When it comes to exploring space, particularly launching missions to the Moon and Planet Mars, China might have just gotten much-needed support that could propel it ahead of the U.S. space agency, NASA. 

According to a report from Time, the Chinese government has just made space exploration a government priority and allotted an $8 billion budget to carry out space missions. The space agency said this makes China the second most-funded space agency next to the U.S.

Per the report, China has made some truly significant milestones when it comes to space exploration. Early this year, the superpower was able to land its Chang’e 4 lunar lander on the far side of the Moon, a region which usually remains hidden from Earth because of the satellite’s tidally locked rotation. Once it landed, the Jade Rabbit 2 rover was able to transmit data back to Earth from the Moon’s mysterious region. 

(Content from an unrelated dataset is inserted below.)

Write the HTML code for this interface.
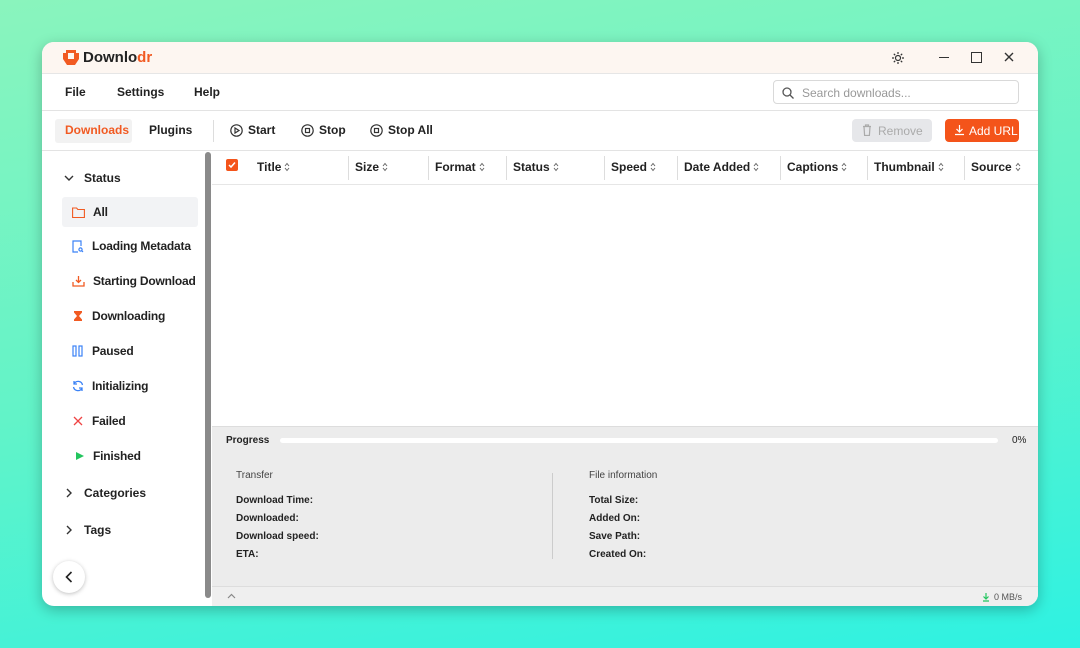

If that’s not enough, the Chinese space agency was also able to germinate cottonseed onboard the Chang’e 4. China’s President Xi Jinping praised the agency after the mission, calling the milestones “outstanding feats” that set a model for the nation’s Communist Party. This is an impressive development for a nation that’s actually late when it comes to the advancement of space exploration. 

To date, China boasts of having the largest filled-aperture radio telescope in the world, measuring around 1,640 feet across. Like NASA, China also plans to visit Mars, something that the country has been preparing for extensively at a “space camp” in China’s Gobi Desert, a place said to have a similar landscape as that of Mars. 

At the desert, the Chinese are training would-be astronauts in an area labeled as “Mars Base 1” that’s built by the firm C-Scape. It’s like the International Space Station, except that it’s situated here on Earth. The “space base” mimics the actual living space that China presumes would also be set up on Planet Mars — one with an airlock facility, a greenhouse, a gym, living quarters, and even a control room. 

The camp also has solar-powered buggies and probes that are expected to be capable of exploring Planet Mars. China has set its sights on visiting the Red Planet next year. Aside from Mars, the Asian country also plans to send probes that can study asteroids and even explore the planets Jupiter and Uranus. China also plans to set up a sophisticated research station on the Moon’s southern pole. 

With all these grand plans, China could very well overtake the current developments of NASA. The U.S. space agency has actually acknowledged the progress being accomplished by its rival agency. 

“They have a strategic, long-term set of goals and work deliberately and systematically to achieve those goals,” Kathy Laurini, who used to be NASA’s senior advisor for Exploration and Space Operations for the past 36 years, said.